Président de la FNCPG-CATM
Cinq années de désespérance et d’espoir, telle est la source de cette Fédération, la nôtre, que nous fêtons après quarante années dans l’unité et l’action commune. Elle fut et elle demeure notre création, l’œuvre d’hommes que l’amertume de la bataille perdue et des humiliations subies n’a pu disperser parce qu’ils ont au contraire choisi spontanément d’y puiser l’aliment d’une fraternité jamais démentie.
Par leur diversité même, les témoignages qui suivent aideront à apprécier la richesse du patrimoine moral, et j’ose dire spirituel, qu’au fil des années nous avons ensemble constitué, et qu’ont, depuis une vingtaine d’années, commencé d’assumer à nos côtés nos cadets d’Afrique du Nord. Dans ce patrimoine, quelles valeurs fondamentales convient-il aujourd’hui de mettre en lumière ? Sans doute, me semble-t-il, la fidélité et la solidarité.
Fidélité d’abord à la Patrie blessée, ravagée et opprimée. Je vois encore, le 15 juin 1940 à Souilly un de mes camarades Saint-Cyrien en larmes : « Ils sont à Paris ! ». Combien d’autre, à la même heure, étaient plongés dans la même profonde détresse ! C’est que pour nous tous, la Patrie n’a jamais été un thème d’opportunité, une vérité de circonstance, prétexte à des développements chargés de lyrisme parfais plus que de sincérité. Elle est pour nous comme une réalité charnelle avec laquelle nous faisons corps et sur laquelle, jusque dans l’exil, l’oubli qui peut signifier l’abandon, n’a jamais eu prise.
Dès lors les vertus du patriotisme allaient tout naturellement s’exprimer jusque sous le joug ; celui de nos camps, où la lutte sournoise et multiforme n’était pas toujours exempte de risques graves ; celui de l’occupation qui suscita le combat clandestin de notre M.N.P.G.D., l’une des sources de la grande Fédération qui nous rassemble toujours.

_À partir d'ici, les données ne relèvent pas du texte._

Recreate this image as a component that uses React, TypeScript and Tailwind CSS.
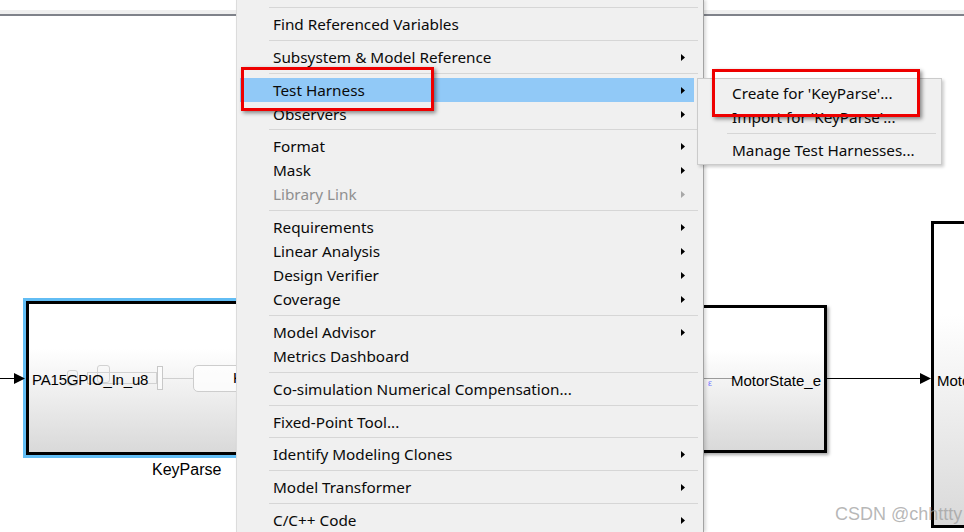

Solidarité de tous les instants envers les plus démunis des nôtres, nos familles, les désemparés, les désespérés auxquels les Centres d’Entraide tendirent tant de mains secourables et portèrent tant de messages du cœur ; ils dessinaient déjà bien avant notre retour les perspectives où s’inscrirait au fil des années une action sociale inventive et dynamique, ouverte, au-delà de nous-mêmes, à ceux que la maladie ou les inadaptations, les handicaps de tous ordres condamneraient à la condition d’exilés en marge de la société et en feraient ainsi indéfiniment les victimes d’une autre forme de captivité.
Cette solidarité des camps nous aura appris, au contact d’une idéologie barbare et de ses cruautés, la valeur et la dignité de la personne humaine, par-delà toutes les différences physiques, morales et culturelles auxquelles nous confronte le Monde d’aujourd’hui.
En ces jours où tant des nôtres sont disparus, qui avaient longtemps agi et lutté parmi nous et pour certains à notre tête, nous avons un droit et un devoir de fierté ; non certes de notre condition passée de captifs, mais de la victoire qu’ensemble nous avons remportée contre les tentations du renoncement.
Cette grande fête de notre Fédération est donc vraiment nôtre. Puisse-t-elle être pour chacun l’occasion de récapituler toutes les étapes d’une vie où la guerre nous a rappelé les richesses de la Paix, où la captivité nous a enseigné la valeur de la Liberté, où le Retour nous a nourris des joies de la Patrie retrouvée et renaissante.